SBIR-STTR Award

In this Phase I grant application, the researchers propose to develop the synthesis of a series of inositolphospholipids, including 1d-1-(1-fattyacyl'-2-fattyacyl''-sn-glycero-3-phospho)-myo-inositols (phosphatidylinositols) and analogues. In eukaryotic cells, these compounds function as structural components of membranes and protein anchors, and are metabolic precursors of intracellular messengers. Practical approaches for the economical synthesis of these compounds are not available. During Phase I, the applicants will develop laboratory scale approaches, potentially adaptable for the economical larger scale preparation of phosphatidylinositols and analogues. PROPOSED COMMERCIAL APPLICATION: The methods will be used for commercial production and marketing of phosphatidylinositols for biomedical applications.

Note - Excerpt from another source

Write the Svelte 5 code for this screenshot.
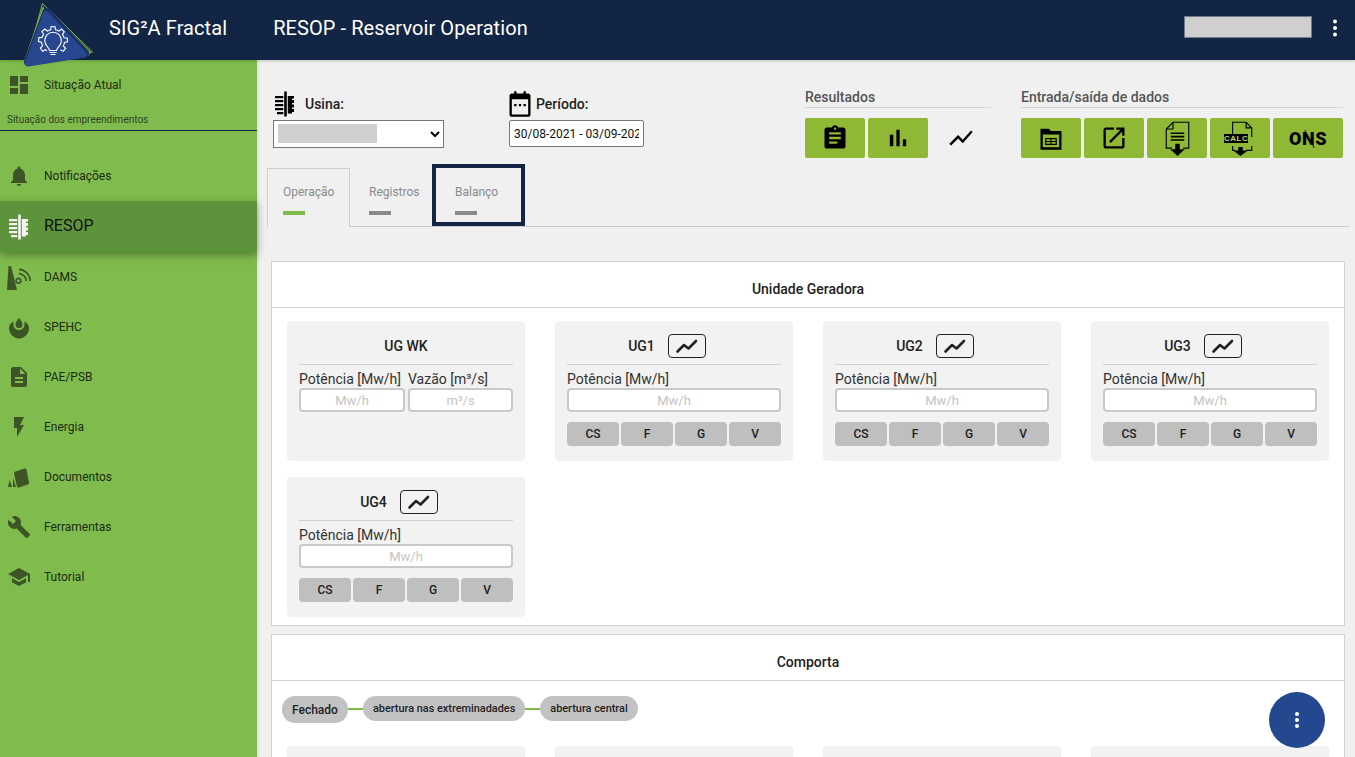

Inositolphospholipids are an important group of biological amphiphilic phospholipids. The group includes phosphatidylinositols (PtdIns) and its radyl and sphingo analogues. Members of the group are critical intracellular signaling messengers, and important as biomedical research reagents and for developing diagnostics and therapeutics based on signaling modalities. Furthermore, inositolphospholipids are biocompatible amphiphiles with applications in skin-care and intravenous drug delivery formulations. No practical approach adaptable for economical large scale production is available. The overall objective of this investigation is to develop laboratory scale methods of synthesis, potentially adaptable for economical larger scale production, for preparing individual molecular species of PtdIns and analogous inositolphospholipids. During Phase I, a novel approach, applicable to the entire biological PtdIns group and tailored analogues, was experimentally validated for PtdIns synthesis, and the structural and stereochemical integrity of the products was established unequivocally. During Phase II, this approach to synthesis will be optimized for ultimate economical larger scale production of PtdIns, and extended to radyl, sphingolipid, thiophosphate and phosphonate type analogues and selected diastereomers. Further, the approach will be exploited for the preparation of selected inositolphospholipid molecular species.